Amsterdam mayor issues formal apology for city’s role in persecution of Jews during WWII

Amsterdam mayor issues formal apology for city’s role in persecution of Jews during WWII

The Mayor of the Dutch capital Femke Halsema issued a formal apology for the city’s involvement in the persecution and deportation of Jews during World War II.

She was speaking from the Jewish Cultural Quarter during a commemoration service on the annual Holocaust Remembrance Day on April 24, Caliber.Az reports citing Dutch media.

The mayor acknowledged the municipality’s failure to protect its Jewish citizens during the event for Yom HaShoah, acknowledging that “when it truly mattered, the Amsterdam government was not brave, not resolute, and not compassionate. It gravely failed its Jewish residents”.

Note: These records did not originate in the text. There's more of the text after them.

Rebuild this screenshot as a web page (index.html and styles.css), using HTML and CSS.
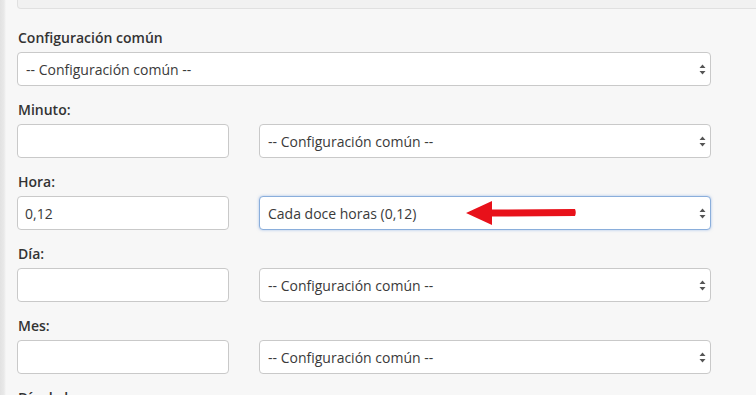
FILE: index.html
```html
<!DOCTYPE html>
<html lang="es">
<head>
    <meta charset="UTF-8">
    <meta name="viewport" content="width=device-width, initial-scale=1.0">
    <title>Cron</title>
    <link rel="stylesheet" href="styles.css">
</head>
<body>
    <div class="page">
        <div class="well"></div>

        <!-- Common settings -->
        <div class="form-group">
            <label class="field-label">Configuración común</label>
            <div class="select-wrap">
                <select class="field">
                    <option>-- Configuración común --</option>
                </select>
                <svg class="caret" width="7" height="11" viewBox="0 0 7 11"><path d="M3.5 0.5 L6.5 4 L0.5 4 Z M3.5 10.5 L6.5 7 L0.5 7 Z" fill="#555"/></svg>
            </div>
        </div>

        <div class="form-group">
            <label class="field-label">Minuto:</label>
            <div class="row">
                <input class="field" type="text" value="">
                <div class="select-wrap">
                    <select class="field">
                        <option>-- Configuración común --</option>
                    </select>
                    <svg class="caret" width="7" height="11" viewBox="0 0 7 11"><path d="M3.5 0.5 L6.5 4 L0.5 4 Z M3.5 10.5 L6.5 7 L0.5 7 Z" fill="#555"/></svg>
                </div>
            </div>
        </div>

        <div class="form-group">
            <label class="field-label">Hora:</label>
            <div class="row">
                <input class="field" type="text" value="0,12">
                <div class="select-wrap">
                    <select class="field focused">
                        <option>Cada doce horas (0,12)</option>
                    </select>
                    <svg class="caret" width="7" height="11" viewBox="0 0 7 11"><path d="M3.5 0.5 L6.5 4 L0.5 4 Z M3.5 10.5 L6.5 7 L0.5 7 Z" fill="#555"/></svg>
                    <!-- annotation arrow -->
                    <svg class="pointer" width="112" height="28" viewBox="0 0 112 28"><path d="M0 14 L26 2 L26 10.5 L109 10 Q110.5 13.5 109 17 L26 17.5 L26 26 Z" fill="#e8111a"/></svg>
                </div>
            </div>
        </div>

        <div class="form-group">
            <label class="field-label">Día:</label>
            <div class="row">
                <input class="field" type="text" value="">
                <div class="select-wrap">
                    <select class="field">
                        <option>-- Configuración común --</option>
                    </select>
                    <svg class="caret" width="7" height="11" viewBox="0 0 7 11"><path d="M3.5 0.5 L6.5 4 L0.5 4 Z M3.5 10.5 L6.5 7 L0.5 7 Z" fill="#555"/></svg>
                </div>
            </div>
        </div>

        <div class="form-group">
            <label class="field-label">Mes:</label>
            <div class="row">
                <input class="field" type="text" value="">
                <div class="select-wrap">
                    <select class="field">
                        <option>-- Configuración común --</option>
                    </select>
                    <svg class="caret" width="7" height="11" viewBox="0 0 7 11"><path d="M3.5 0.5 L6.5 4 L0.5 4 Z M3.5 10.5 L6.5 7 L0.5 7 Z" fill="#555"/></svg>
                </div>
            </div>
        </div>

        <div class="form-group">
            <label class="field-label">Día de la semana:</label>
        </div>
    </div>
</body>
</html>
```

FILE: styles.css
```css
* {
    margin: 0;
    padding: 0;
    box-sizing: border-box;
}

body {
    font-family: 'Open Sans', 'Liberation Sans', sans-serif;
    font-size: 14px;
    color: #333;
    background: linear-gradient(to right, #e2e2e2 0, #e9e9e9 4px, #f7f7f7 6px);
    height: 100vh;
    overflow: hidden;
}

.page {
    padding: 0 45px 0 17px;
}

.well {
    height: 9px;
    margin-right: -46px;
    margin-bottom: 20px;
    background: #f1f1f1;
    border: 1px solid #e0e0e0;
    border-top: none;
    border-radius: 0 0 0 4px;
}

.form-group {
    margin-bottom: 15px;
}

.field-label {
    display: block;
    font-weight: 600;
    line-height: 18px;
    margin-bottom: 5px;
    padding-left: 1px;
}

.row {
    display: grid;
    grid-template-columns: 212px 1fr;
    gap: 30px;
}

.field {
    display: block;
    width: 100%;
    height: 34px;
    padding: 0 8px;
    font-family: inherit;
    font-size: 14px;
    color: #3a3a3a;
    background: #fff;
    border: 1px solid #c9c9c9;
    border-radius: 4px;
    appearance: none;
    -webkit-appearance: none;
    outline: none;
}

input.field {
    padding-left: 7px;
}

.focused {
    border-color: #8aaedb;
    box-shadow: 0 0 3px rgba(102, 150, 220, 0.55);
}

.select-wrap {
    position: relative;
}

.caret {
    position: absolute;
    right: 5px;
    top: 12px;
}

.pointer {
    position: absolute;
    left: 207px;
    top: 3px;
}
```
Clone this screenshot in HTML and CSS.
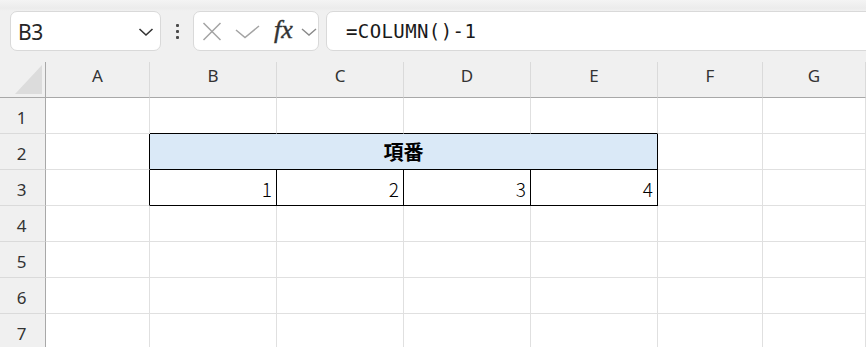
FILE: index.html
```html
<!DOCTYPE html>
<html lang="ja">
<head>
<meta charset="utf-8">
<title>Excel</title>
<link rel="stylesheet" href="styles.css">
</head>
<body>
<div class="app">
  <div class="toolbar">
    <div class="namebox">
      <span class="ref">B3</span>
      <svg class="chev" width="16" height="10" viewBox="0 0 16 10"><path d="M1.5 2 L8 8 L14.5 2" fill="none" stroke="#333" stroke-width="1.6"/></svg>
    </div>
    <div class="dots"><span></span><span></span><span></span></div>
    <div class="fxbox">
      <svg class="ic-x" width="20" height="19" viewBox="0 0 20 19"><path d="M1.5 1 L18.5 18 M18.5 1 L1.5 18" stroke="#a3a3a3" stroke-width="1.5" fill="none"/></svg>
      <svg class="ic-ok" width="25" height="14" viewBox="0 0 25 14"><path d="M1 5 L10 12.5 L24 1" stroke="#a3a3a3" stroke-width="1.5" fill="none"/></svg>
      <span class="fx">fx</span>
      <svg class="ic-dd" width="16" height="8" viewBox="0 0 16 8"><path d="M1 1 L8 7 L15 1" stroke="#8a8a8a" stroke-width="1.4" fill="none"/></svg>
    </div>
    <div class="formula">=COLUMN()-1</div>
  </div>
  <div class="sheet">
    <div class="corner"><span class="tri"></span></div>
    <div class="ch">A</div>
    <div class="ch">B</div>
    <div class="ch">C</div>
    <div class="ch">D</div>
    <div class="ch">E</div>
    <div class="ch">F</div>
    <div class="ch">G</div>

    <div class="rh">1</div>
    <div class="c"></div>
    <div class="c top"></div>
    <div class="c top"></div>
    <div class="c top"></div>
    <div class="c top"></div>
    <div class="c"></div>
    <div class="c"></div>

    <div class="rh">2</div>
    <div class="c left"></div>
    <div class="c tb head">項番</div>
    <div class="c"></div>
    <div class="c"></div>

    <div class="rh">3</div>
    <div class="c left"></div>
    <div class="c tb num">1</div>
    <div class="c tb num">2</div>
    <div class="c tb num">3</div>
    <div class="c tb num">4</div>
    <div class="c"></div>
    <div class="c"></div>

    <div class="rh">4</div>
    <div class="c"></div><div class="c"></div><div class="c"></div><div class="c"></div><div class="c"></div><div class="c"></div><div class="c"></div>
    <div class="rh">5</div>
    <div class="c"></div><div class="c"></div><div class="c"></div><div class="c"></div><div class="c"></div><div class="c"></div><div class="c"></div>
    <div class="rh">6</div>
    <div class="c"></div><div class="c"></div><div class="c"></div><div class="c"></div><div class="c"></div><div class="c"></div><div class="c"></div>
    <div class="rh">7</div>
    <div class="c"></div><div class="c"></div><div class="c"></div><div class="c"></div><div class="c"></div><div class="c"></div><div class="c"></div>
  </div>
</div>
</body>
</html>
```
FILE: styles.css
```css
* { box-sizing: border-box; }
html, body { margin: 0; padding: 0; }
body {
  width: 866px;
  height: 347px;
  overflow: hidden;
  background: #f0f0f0;
  font-family: "Noto Sans", "Open Sans", sans-serif;
  color: #333;
}
.app { width: 866px; }

.toolbar {
  height: 62px;
  padding: 11px 0 0 10px;
  display: flex;
  align-items: flex-start;
  background: linear-gradient(#f4f4f4 0, #ececec 8px, #f0f0f0 11px, #f0f0f0 100%);
}
.namebox, .fxbox, .formula {
  height: 40px;
  background: #fff;
  border: 1px solid #d9d9d9;
  border-radius: 7px;
  display: flex;
  align-items: center;
}
.namebox {
  width: 151px;
  padding: 0 6px 0 7px;
  justify-content: space-between;
}
.ref {
  font-size: 21px;
  color: #262626;
  letter-spacing: -0.3px;
  margin-top: 1px;
}
.chev { margin-top: 1px; }

.dots {
  width: 32px;
  height: 40px;
  display: flex;
  flex-direction: column;
  align-items: center;
  justify-content: center;
  gap: 3px;
}
.dots span {
  width: 3px;
  height: 3px;
  background: #4a4a4a;
  border-radius: 1px;
}

.fxbox {
  width: 126px;
  padding-left: 8px;
}
.ic-x { margin-left: 0; }
.ic-ok { margin-left: 13px; margin-top: 1px; }
.fx {
  font-family: "Liberation Serif", "DejaVu Serif", serif;
  font-style: italic;
  font-weight: normal;
  font-size: 26px;
  color: #333;
  margin-left: 14px;
  margin-top: -3px;
  letter-spacing: 0;
  -webkit-text-stroke: 0.4px #333;
}
.ic-dd { margin-left: 8px; margin-top: 1px; }

.formula {
  flex: 1;
  margin-left: 7px;
  margin-right: -12px;
  padding-left: 19px;
  font-family: "DejaVu Sans Mono", monospace;
  font-size: 19px;
  letter-spacing: 0.4px;
  color: #1a1a1a;
  border-top-right-radius: 0;
  border-bottom-right-radius: 0;
}

.sheet {
  display: grid;
  grid-template-columns: 46px 104px 127px 127px 127px 127px 105px 1fr;
  grid-template-rows: repeat(8, 36px);
  background: #fff;
}
.corner {
  background: #f0f0f0;
  border-right: 1px solid #a8a8a8;
  border-bottom: 1px solid #a8a8a8;
  position: relative;
}
.tri {
  position: absolute;
  left: 15px;
  top: 3px;
  width: 0;
  height: 0;
  border-style: solid;
  border-width: 0 0 29px 27px;
  border-color: transparent transparent #dcdcdc transparent;
}
.ch {
  background: #f0f0f0;
  border-right: 1px solid #dadada;
  border-bottom: 1px solid #a8a8a8;
  display: flex;
  align-items: center;
  justify-content: center;
  padding-bottom: 9px;
  font-size: 17px;
  color: #333;
}
.rh {
  background: #f0f0f0;
  border-right: 1px solid #a8a8a8;
  border-bottom: 1px solid #dadada;
  display: flex;
  align-items: center;
  justify-content: center;
  padding-top: 4px;
  padding-right: 2px;
  font-size: 17px;
  color: #333;
}
.c {
  border-right: 1px solid #e0e0e0;
  border-bottom: 1px solid #e0e0e0;
}
.c.top { border-bottom-color: #000; }
.c.left { border-right-color: #000; }
.c.tb {
  border-right-color: #000;
  border-bottom-color: #000;
}
.head {
  grid-column: span 4;
  background: #dae9f7;
  display: flex;
  align-items: center;
  justify-content: center;
  font-family: "Noto Sans CJK JP", sans-serif;
  font-weight: bold;
  font-size: 20px;
  color: #000;
}
.num {
  display: flex;
  align-items: center;
  justify-content: flex-end;
  padding-right: 4px;
  padding-top: 2px;
  font-family: "Noto Sans CJK JP", sans-serif;
  font-weight: 300;
  font-size: 19px;
  color: #000;
}
```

On behalf of the city government, she offered her “sincere apologies” and stated that there is a responsibility to remember and honour the victims of the Holocaust. She detailed how the city government actively collaborated with the occupying Nazi forces — from mapping out Jewish residences and enforcing registration requirements to making public transport available for deportations. She also described the mandatory registration of Jews as a critical step in their systemic dehumanisation and extermination, resulting in the murder of 60,000 Jewish Amsterdammers.

By early 1941, Jews were required by the German forces to register with the authorities. In total, about 160,000 people registered throughout the whole of the Netherlands, including thousands of refugees and individuals of mixed heritage and some 25,000 Jewish refugees from the German Reich, like the family of the infamous diary author and Amsterdam resident Anne Frank.

The Dutch Institute for War, Holocaust and Genocide Studies will soon complete an investigation into the role of all municipal services that were involved in the exclusion and persecution of Jewish Amsterdammers during World War II.

he Netherlands, which had maintained neutrality for a century before the outbreak of WWII, was invaded by Nazi Germany on May 10, 1940. Between 1942 and 1945, over 107,000 Jews from the Netherlands were deported, mostly to concentration camps in Auschwitz and Sobibor, where the majority were killed.